Re: [GIT PULL] Clang feature updates for v5.14-rc1

From: Nick Desaulniers
Date: Tue Jun 29 2021 - 17:06:02 EST

On Tue, Jun 29, 2021 at 6:14 AM Mark Rutland <mark.rutland@xxxxxxx> wrote:
> Hi Kees,
> I thought the PGO stuff was on hold given Peter had open concerns, e.g.
> ... and there didn't seem to be a strong conclusion to the contrary.

Hi Mark,
If I could rephrase Peter's concerns in my own words to see if I
understood the intent correctly, I'd summarize the concerns as:
1. How does instrumentation act in regards to noinstr?

2. How much of this code can be reused with GCC?

3. Can we avoid proliferation of compiler specific code in the kernel?


Regarding point 1, I believe that was addressed by this series, which
Peter Ack'ed, and is based on work I did in LLVM based on Peter's
feedback, while collaborating with GCC developers on the semantics in
regards to inlining. I notice you weren't explicitly cc'ed on that
thread, that's my fault and I apologize. It wasn't intentional; once
a cc list as recommended by gets too long, I start
to forget who was on previous threads and might be interested in


Regarding point 2, I believe I addressed that in my response. Similar
to GCOV, we need the runtime hooks which are compiler specific in
order to capture the profiling data. Exporting such data to userspace
via sysfs can be easily shared though, as is done currently for GCOV.


Regarding point 3, I agree. There's currently 2 big places in the
kernel where we have very compiler specific code, IMO:
1. frame pointer based unwinding on 32b ARM (especially but not
limited to THUMB).
This series does ask to add a third.

At the same time, there are differences between compilers that are
unlikely to converge without great need. Compiler IR is generally not
interchangeable between compilers; the compiler runtimes (ie. symbols
typically provided by libgcc_s or compiler-rt) are (generally) tightly
coupled to their respective compilers. Since PGO relies on the
respective compiler runtimes, we wind up with compiler specific
runtime support for this feature. For a semi-freestanding environment
like the Linux kernel, that means duplicating the ABI for these
compiler runtime libraries, with additional code for kernel specific
synchronization, memory management, and data retrieval (sysfs).

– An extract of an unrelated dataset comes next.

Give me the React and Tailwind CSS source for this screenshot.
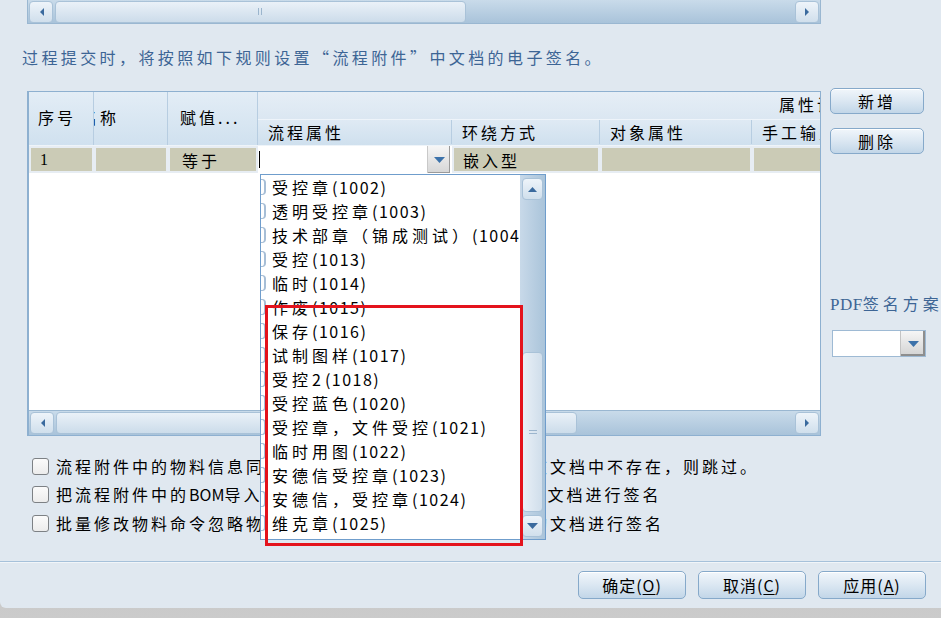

Further, asking compiler vendors to break their existing ABIs with
their compiler runtimes to support a shared interface for profiling
data is also a hard sell. That's a major issue regarding frame pointer
based unwinding on 32b ARM as well; existing unwinders must change to
support the latest spec, yet not all code will be recompiled to match
it as the same time the unwinder support is added or updated. Unless
the compiler runtime was statically linked, then upgrading that shared
object might break binaries when they are run next. I'm not saying
it's impossible, but is it worth it? Do the compiler vendors agree?
~Nick Desaulniers